Mozilla is a terrible organization and Firefox is a joke


I prefer typing to pointing -- and I like clean interfaces --, so I use the VIm-inspired but Chromium-based Qutebrowser; but maybe I should just use Firefox and let the inconvenience of pointing inspire me to browse less. Qutebrowser would -- at least alternatively -- use the Firefox backend if it could, but Mozilla has chosen not to make it usable by other browsers than Firefox.


There are multiple capable vi plug-ins for Firefox so you don’t even need to self-flagellate


I tried those in the past, but found they didn't work well. They also tended to break with every Firefox update.


The good thing about Web Extensions is now there's a stable API, so they don't break (at least they never have for me).


There is one thing I don't understand from the article. What is that he is so afraid of?that the website becomes more standarized and developers don't need to make a website for 5 different browsers? Or that because of that users will have less problems? Is that such a big deal to make most of the browsers dependent on chromium? Isn't chromium open source and tomorrow anyone could create a better browser?
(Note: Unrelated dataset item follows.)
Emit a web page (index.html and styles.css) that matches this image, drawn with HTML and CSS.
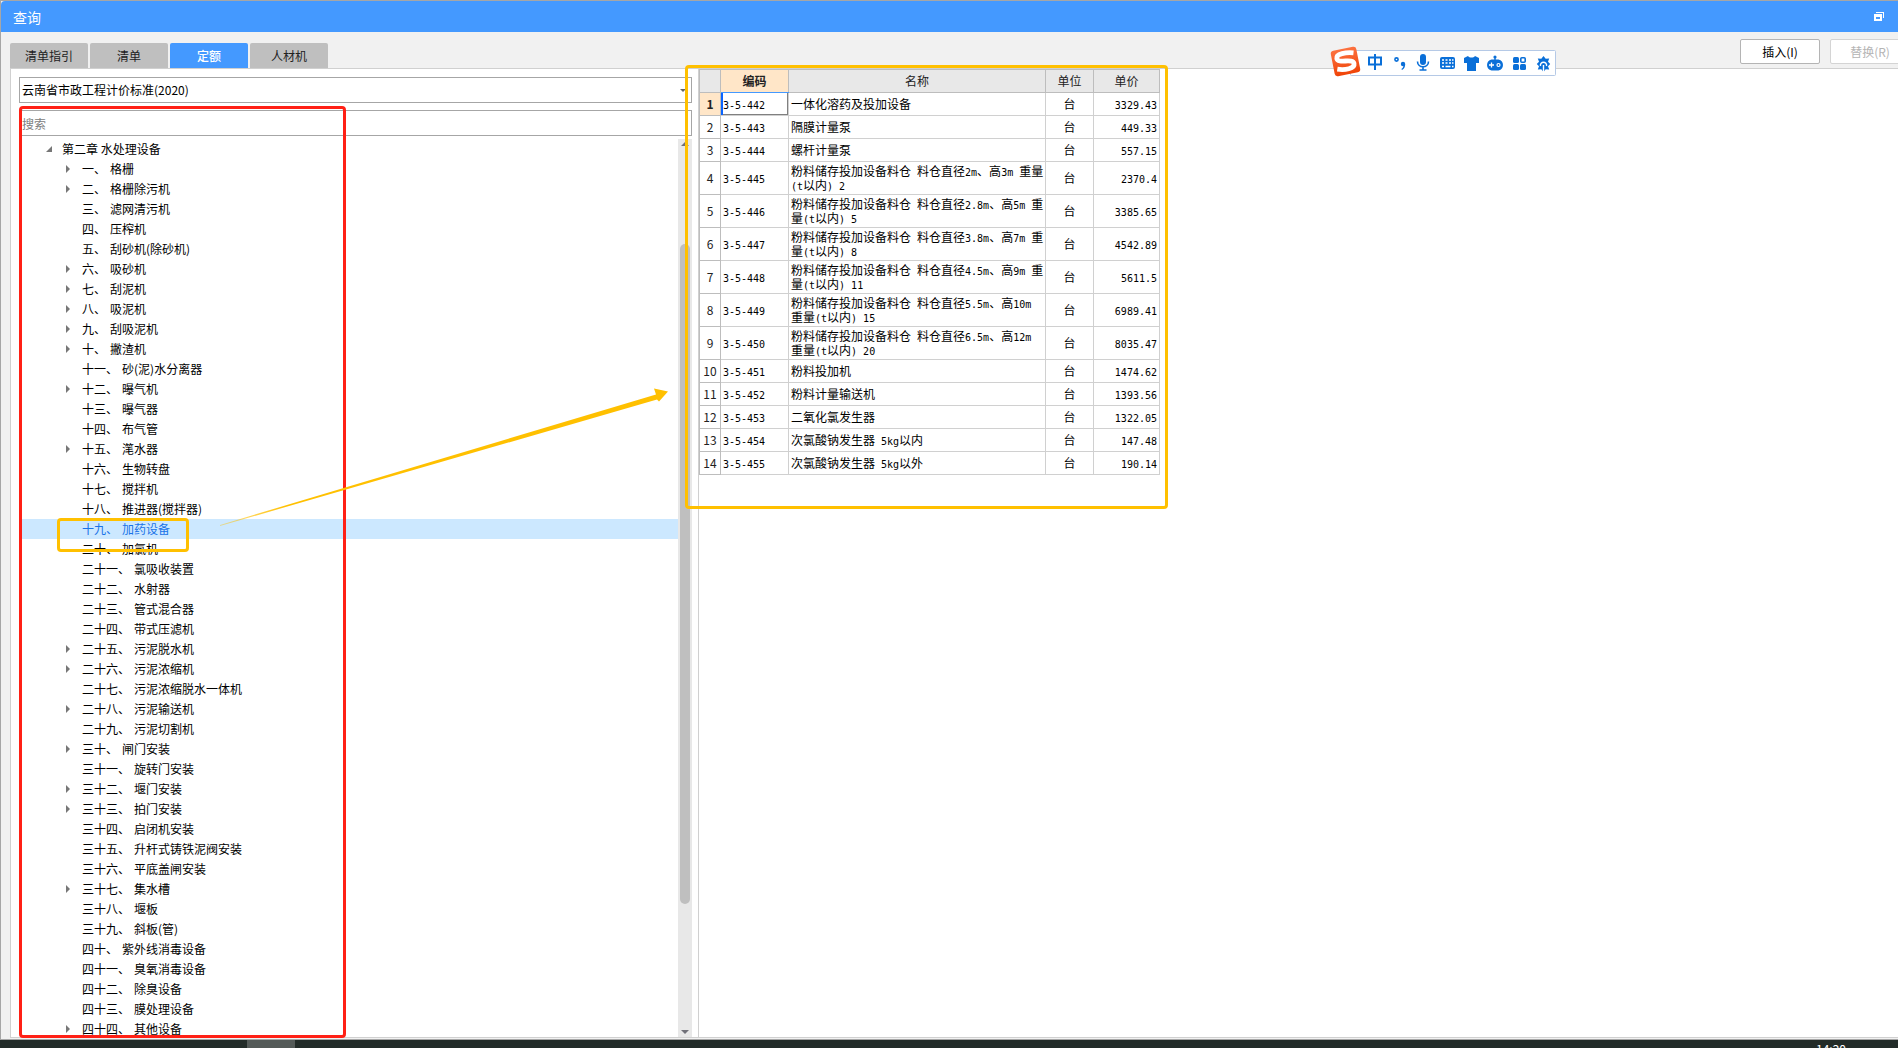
FILE: index.html
```html
<!DOCTYPE html>
<html lang="zh-CN">
<head>
<meta charset="utf-8">
<title>查询</title>
<link rel="stylesheet" href="styles.css">
</head>
<body>
<div class="window">
  <header class="titlebar">
    <h1 class="title">查询</h1>
    <button class="restore" type="button" aria-label="还原">
      <svg width="10" height="9" viewBox="0 0 10 9"><path d="M2 0h8v6H9V1H2z" fill="#fff"/><path d="M0 2h8v7H0zM2 5v2h4V5z" fill="#fff" fill-rule="evenodd"/></svg>
    </button>
  </header>

  <div class="toolbar">
    <nav class="tabs">
      <button class="tab" type="button">清单指引</button>
      <button class="tab" type="button">清单</button>
      <button class="tab active" type="button">定额</button>
      <button class="tab" type="button">人材机</button>
    </nav>
    <div class="actions">
      <button class="action" type="button">插入(I)</button>
      <button class="action" type="button" disabled>替换(R)</button>
    </div>
  </div>

  <main class="panel">
    <section class="side">
      <div class="field">
        <select class="control" aria-label="定额库"><option>云南省市政工程计价标准(2020)</option></select>
        <i class="caret"></i>
      </div>
      <input class="control search" type="text" placeholder="搜索" aria-label="搜索">
      <div class="tree-area">
        <ul class="tree">
          <li class="node root">第二章 水处理设备</li>
          <li class="node branch"><span>一、</span><span>格栅</span></li>
          <li class="node branch"><span>二、</span><span>格栅除污机</span></li>
          <li class="node"><span>三、</span><span>滤网清污机</span></li>
          <li class="node"><span>四、</span><span>压榨机</span></li>
          <li class="node"><span>五、</span><span>刮砂机(除砂机)</span></li>
          <li class="node branch"><span>六、</span><span>吸砂机</span></li>
          <li class="node branch"><span>七、</span><span>刮泥机</span></li>
          <li class="node branch"><span>八、</span><span>吸泥机</span></li>
          <li class="node branch"><span>九、</span><span>刮吸泥机</span></li>
          <li class="node branch"><span>十、</span><span>撇渣机</span></li>
          <li class="node"><span>十一、</span><span>砂(泥)水分离器</span></li>
          <li class="node branch"><span>十二、</span><span>曝气机</span></li>
          <li class="node"><span>十三、</span><span>曝气器</span></li>
          <li class="node"><span>十四、</span><span>布气管</span></li>
          <li class="node branch"><span>十五、</span><span>滗水器</span></li>
          <li class="node"><span>十六、</span><span>生物转盘</span></li>
          <li class="node"><span>十七、</span><span>搅拌机</span></li>
          <li class="node"><span>十八、</span><span>推进器(搅拌器)</span></li>
          <li class="node selected"><span>十九、</span><span>加药设备</span></li>
          <li class="node"><span>二十、</span><span>加氯机</span></li>
          <li class="node"><span>二十一、</span><span>氯吸收装置</span></li>
          <li class="node"><span>二十二、</span><span>水射器</span></li>
          <li class="node"><span>二十三、</span><span>管式混合器</span></li>
          <li class="node"><span>二十四、</span><span>带式压滤机</span></li>
          <li class="node branch"><span>二十五、</span><span>污泥脱水机</span></li>
          <li class="node branch"><span>二十六、</span><span>污泥浓缩机</span></li>
          <li class="node"><span>二十七、</span><span>污泥浓缩脱水一体机</span></li>
          <li class="node branch"><span>二十八、</span><span>污泥输送机</span></li>
          <li class="node"><span>二十九、</span><span>污泥切割机</span></li>
          <li class="node branch"><span>三十、</span><span>闸门安装</span></li>
          <li class="node"><span>三十一、</span><span>旋转门安装</span></li>
          <li class="node branch"><span>三十二、</span><span>堰门安装</span></li>
          <li class="node branch"><span>三十三、</span><span>拍门安装</span></li>
          <li class="node"><span>三十四、</span><span>启闭机安装</span></li>
          <li class="node"><span>三十五、</span><span>升杆式铸铁泥阀安装</span></li>
          <li class="node"><span>三十六、</span><span>平底盖闸安装</span></li>
          <li class="node branch"><span>三十七、</span><span>集水槽</span></li>
          <li class="node"><span>三十八、</span><span>堰板</span></li>
          <li class="node"><span>三十九、</span><span>斜板(管)</span></li>
          <li class="node"><span>四十、</span><span>紫外线消毒设备</span></li>
          <li class="node"><span>四十一、</span><span>臭氧消毒设备</span></li>
          <li class="node"><span>四十二、</span><span>除臭设备</span></li>
          <li class="node"><span>四十三、</span><span>膜处理设备</span></li>
          <li class="node branch"><span>四十四、</span><span>其他设备</span></li>
        </ul>
        <div class="scrollbar"><i class="up"></i><i class="thumb"></i><i class="down"></i></div>
      </div>
    </section>

    <section class="content">
      <table class="grid">
        <colgroup><col class="c-idx"><col class="c-code"><col class="c-name"><col class="c-unit"><col class="c-price"></colgroup>
        <thead>
          <tr><th></th><th class="current">编码</th><th>名称</th><th>单位</th><th>单价</th></tr>
        </thead>
        <tbody>
          <tr><th class="current">1</th><td class="focus"><b>3-5-442</b></td><td>一体化溶药及投加设备</td><td>台</td><td><b>3329.43</b></td></tr>
          <tr><th>2</th><td><b>3-5-443</b></td><td>隔膜计量泵</td><td>台</td><td><b>449.33</b></td></tr>
          <tr><th>3</th><td><b>3-5-444</b></td><td>螺杆计量泵</td><td>台</td><td><b>557.15</b></td></tr>
          <tr class="tall"><th>4</th><td><b>3-5-445</b></td><td>粉料储存投加设备料仓<b> </b>料仓直径<b>2m</b>、高<b>3m </b>重量<br><b>(t</b>以内<b>) 2</b></td><td>台</td><td><b>2370.4</b></td></tr>
          <tr class="tall"><th>5</th><td><b>3-5-446</b></td><td>粉料储存投加设备料仓<b> </b>料仓直径<b>2.8m</b>、高<b>5m </b>重<br>量<b>(t</b>以内<b>) 5</b></td><td>台</td><td><b>3385.65</b></td></tr>
          <tr class="tall"><th>6</th><td><b>3-5-447</b></td><td>粉料储存投加设备料仓<b> </b>料仓直径<b>3.8m</b>、高<b>7m </b>重<br>量<b>(t</b>以内<b>) 8</b></td><td>台</td><td><b>4542.89</b></td></tr>
          <tr class="tall"><th>7</th><td><b>3-5-448</b></td><td>粉料储存投加设备料仓<b> </b>料仓直径<b>4.5m</b>、高<b>9m </b>重<br>量<b>(t</b>以内<b>) 11</b></td><td>台</td><td><b>5611.5</b></td></tr>
          <tr class="tall"><th>8</th><td><b>3-5-449</b></td><td>粉料储存投加设备料仓<b> </b>料仓直径<b>5.5m</b>、高<b>10m</b><br>重量<b>(t</b>以内<b>) 15</b></td><td>台</td><td><b>6989.41</b></td></tr>
          <tr class="tall"><th>9</th><td><b>3-5-450</b></td><td>粉料储存投加设备料仓<b> </b>料仓直径<b>6.5m</b>、高<b>12m</b><br>重量<b>(t</b>以内<b>) 20</b></td><td>台</td><td><b>8035.47</b></td></tr>
          <tr><th>10</th><td><b>3-5-451</b></td><td>粉料投加机</td><td>台</td><td><b>1474.62</b></td></tr>
          <tr><th>11</th><td><b>3-5-452</b></td><td>粉料计量输送机</td><td>台</td><td><b>1393.56</b></td></tr>
          <tr><th>12</th><td><b>3-5-453</b></td><td>二氧化氯发生器</td><td>台</td><td><b>1322.05</b></td></tr>
          <tr><th>13</th><td><b>3-5-454</b></td><td>次氯酸钠发生器<b> 5kg</b>以内</td><td>台</td><td><b>147.48</b></td></tr>
          <tr><th>14</th><td><b>3-5-455</b></td><td>次氯酸钠发生器<b> 5kg</b>以外</td><td>台</td><td><b>190.14</b></td></tr>
        </tbody>
      </table>
    </section>
  </main>
</div>

<footer class="taskbar"><span class="task"></span><time class="clock">14:20</time></footer>

<!-- floating input-method bar -->
<div class="ime">
  <svg width="228" height="32" viewBox="0 0 228 32">
    <defs><linearGradient id="flame" x1="0" y1="0" x2="0" y2="1"><stop offset="0" stop-color="#fc7240"/><stop offset="1" stop-color="#f04408"/></linearGradient></defs>
    <rect x="20.500" y="4.500" width="205" height="25" rx="1" fill="#fff" stroke="#b5c9e6"/>
    <g transform="rotate(-11 15.500 15.500)">
      <rect x="2.500" y="2.500" width="26" height="26" rx="3" fill="url(#flame)"/>
      <path d="M25 8.500C18 6.400 7.500 6 7.500 11C7.500 16.500 23.500 13.500 23.500 19C23.500 24.500 13 24 6 21.500" fill="none" stroke="#fff" stroke-width="4.800"/>
    </g>
    <g transform="translate(-10 1)">
      <g fill="none" stroke="#0a6fd8" stroke-width="2">
        <path d="M49 11.500h12v7H49zM55 8v16" transform="translate(0 -1)"/>
        <circle cx="76.500" cy="12.500" r="1.600" stroke-width="1.600"/>
        <path d="M97.500 14.500c0 7 11 7 11 0M103 20v3M99.500 23h7" stroke-width="1.600"/>
      </g>
      <g fill="#0a6fd8">
        <circle cx="83" cy="17" r="2.200"/><path d="M85.200 17c0 3-1 5-3.200 6l-.6-1c1.400-.8 2-2 2-3.500z"/>
        <rect x="100" y="7" width="6" height="11" rx="3"/>
        <rect x="120" y="10" width="15" height="12" rx="2"/>
        <path d="M144 11l4-2c1.500 2 5.500 2 7 0l4 2v5h-3v8h-9v-8h-3z"/>
        <circle cx="175" cy="10" r="1.600"/><path d="M174.300 10h1.400v4h-1.400z"/><path d="M171.500 12.500h7c6 1 6 10 0 11h-7c-6-1-6-10 0-11z"/>
        <rect x="193" y="10" width="6" height="6" rx="1.500"/><rect x="193" y="17" width="6" height="6" rx="1.500"/><rect x="200" y="17" width="6" height="6" rx="1.500"/>
        <path d="M223.500 9l2.200 2.800 3.500-.4-1.200 3.300 2.200 2.300-2.200 2.300 1.200 3.300-3.500-.4-2.200 2.800-2.200-2.800-3.500.4 1.200-3.300-2.200-2.300 2.200-2.300-1.200-3.300 3.500.4z"/>
      </g>
      <rect x="200.800" y="10.800" width="4.400" height="4.400" rx="1" fill="none" stroke="#0a6fd8" stroke-width="1.600"/>
      <g fill="none" stroke="#fff">
        <path d="M122 13h2m1.500 0h2m1.500 0h2m1 0h1.500M122 16h2m1.500 0h2m1.500 0h2m1 0h1.500M122 19.500h2m1.500 0h5m1.500 0h1.500" stroke-width="1.500"/>
        <path d="M169 18h5M171.500 15.500v5" stroke-width="1.300"/><circle cx="178.500" cy="18" r="1.500" stroke-width="1.200"/>
        <path d="M223.500 25v-7M220.500 19c-1-5 7-5 6 0" stroke-width="1.400"/>
      </g>
    </g>
  </svg>
</div>

<!-- review marks drawn over the window -->
<div class="mark mark-tree"></div>
<div class="mark mark-item"></div>
<div class="mark mark-table"></div>
<svg class="arrow" width="450" height="145" viewBox="0 0 450 145">
  <defs><linearGradient id="fade"><stop offset="0" stop-color="#ffc000" stop-opacity="0.400"/><stop offset="0.150" stop-color="#ffc000"/></linearGradient></defs>
  <path d="M0 140L436 9.500L434 3.500L448 6.500L439 16.500L437 14.500L0 141Z" fill="url(#fade)"/>
</svg>
</body>
</html>
```

FILE: styles.css
```css
* { box-sizing: border-box; }

body {
  margin: 0;
  height: 100vh;
  display: flex;
  flex-direction: column;
  overflow: hidden;
  background: #f1f1f1;
  color: #000;
  font: 12px/20px "Noto Sans CJK SC", sans-serif;
}

button, input, select { font: inherit; color: inherit; }

.window {
  flex: 1;
  min-height: 0;
  display: flex;
  flex-direction: column;
  border: 1px solid #a6a6a6;
  border-right: 0;
  padding-bottom: 1px;
}

.titlebar {
  display: flex;
  align-items: center;
  justify-content: space-between;
  height: 31px;
  padding: 0 14px 0 12px;
  background: #4499ff;
  border-top-left-radius: 4px;
  color: #fff;
}
.title { margin: 0; font-size: 14px; font-weight: 400; }
.restore { display: flex; padding: 0; border: 0; background: none; }

.toolbar {
  display: flex;
  justify-content: space-between;
  align-items: flex-end;
  height: 36px;
  padding-left: 9px;
}
.tabs { display: flex; gap: 2px; }
.tab {
  width: 78px;
  height: 25px;
  padding: 0;
  border: 0;
  border-radius: 2px 2px 0 0;
  background: #bfbfbf;
  color: #222;
}
.tab.active { background: #4499ff; color: #fff; font-weight: 500; }

.actions { display: flex; gap: 10px; margin: 0 -12px 4px 0; }
.action {
  width: 80px;
  height: 25px;
  padding: 0;
  border: 1px solid #b4b4b4;
  border-radius: 2px;
  background: #fff;
}
.action:disabled { border-color: #d4d4d4; color: #b4b4b4; }

.panel {
  flex: 1;
  min-height: 0;
  display: flex;
  margin-left: 9px;
  border: 1px solid #d0d0d0;
  border-right: 0;
  background: #fff;
}

.side {
  flex: none;
  width: 688px;
  display: flex;
  flex-direction: column;
  padding: 8px 6px 0 8px;
  border-right: 1px solid #d0d0d0;
}
.field { position: relative; display: flex; margin-bottom: 7px; }
.control {
  width: 100%;
  height: 26px;
  padding: 0 2px;
  border: 1px solid #a6a6a6;
  border-radius: 0;
  background: #fff;
  appearance: none;
}
.search::placeholder { color: #808080; }
.search { margin-bottom: 3px; }
.caret {
  position: absolute;
  right: 6px;
  top: 12px;
  border: 3px solid transparent;
  border-top-color: #666;
  border-bottom: 0;
}

.tree-area { flex: 1; min-height: 0; display: flex; }
.tree { flex: 1; margin: 0; padding: 0; overflow: hidden; list-style: none; }
.node {
  display: flex;
  align-items: center;
  gap: 4px;
  height: 20px;
  padding-left: 63px;
}
.node.root { gap: 10px; padding-left: 27px; }
.root::before {
  content: "";
  border: 3px solid #777;
  border-top-color: transparent;
  border-left-color: transparent;
}
.node.branch { padding-left: 47px; }
.branch::before {
  content: "";
  margin-right: 8px;
  border: 4px solid transparent;
  border-left-color: #777;
  border-right: 0;
}
.selected { background: #cce8ff; color: #1a73e8; }

.scrollbar {
  display: flex;
  flex-direction: column;
  align-items: center;
  width: 14px;
  padding: 3px 0;
  background: #e8e8e8;
}
.up, .down { border: 4px solid transparent; }
.up { border-top: 0; border-bottom-color: #707078; }
.down { border-bottom: 0; border-top-color: #707078; margin-top: auto; }
.thumb {
  width: 10px;
  height: 74%;
  margin-top: 98px;
  border-radius: 5px;
  background: #bfbfbf;
}

.content { flex: 1; min-width: 0; }
.grid {
  table-layout: fixed;
  width: 461px;
  border-collapse: collapse;
  line-height: 14px;
  white-space: nowrap;
}
.c-idx { width: 21px; }
.c-code { width: 68px; }
.c-name { width: 257px; }
.c-unit { width: 48px; }
.c-price { width: 66px; }
.grid th, .grid td { height: 23px; padding: 0 2px; border: 1px solid #d0d0d0; }
.grid th { border-color: #bdbdbd; font-weight: 400; color: #222; }
.grid thead th { background: #e8e8e8; }
.grid tbody th { padding: 0; }
.grid .tall td, .grid .tall th { height: 33px; }
.grid td:nth-child(4) { text-align: center; }
.grid td:last-child { text-align: right; }
.grid .current, .grid thead .current { background: #ffe6c8; font-weight: 700; }
.grid thead .current { border-bottom-color: #4499ff; }
.grid .focus { box-shadow: inset 2px 0 #0a64ff, inset -1px -1px #808080; }
/* half-width characters of the grid's fixed-pitch text */
.grid b {
  font: 10px/10px "DejaVu Sans Mono", monospace;
  white-space: pre;
}

.taskbar {
  display: flex;
  justify-content: space-between;
  height: 8px;
  padding: 0 52px 0 247px;
  overflow: hidden;
  background: #222b28;
}
.task { width: 48px; background: #545a58; }
.clock { color: #fff; line-height: 18px; }

.ime { position: absolute; left: 1330px; top: 46px; }
.ime svg { display: block; }

.mark { position: absolute; border: 3px solid #ffc000; border-radius: 4px; pointer-events: none; }
.mark-tree { left: 19px; top: 106px; width: 327px; bottom: 10px; border-color: #ff2015; }
.mark-item { left: 57px; top: 518px; width: 132px; height: 34px; }
.mark-table { left: 685px; top: 65px; width: 483px; height: 444px; }
.arrow { position: absolute; left: 220px; top: 385px; pointer-events: none; }
```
I use Vivaldi, can't be happier.... Some people seem to be worry about a lot of stuff


As someone who lived through the previous browser monopoly (MSIE), let me assure you that giving control over the entire web to one company is bad for everyone. Google didn't make Chrome out of the goodness of their hearts.


It's not viable to maintain an open source browser without a large team of engineers. Chromium would likely die if Google abandoned it.


"Chromium would likely die if Google abandoned it."

I believe that is highly unlikely. At root the Blink engine is actively supported by several big tech heavyweights. Microsoft Edge is based on it. A rarely mentioned but important derivative browser is Silk (Fire tablets etc.) that Amazon develops. Then there are a bunch of smaller fish with Brave leading that pack.

I think the engine would survive just fine without Google. There was a time when you're view held, but that time has past.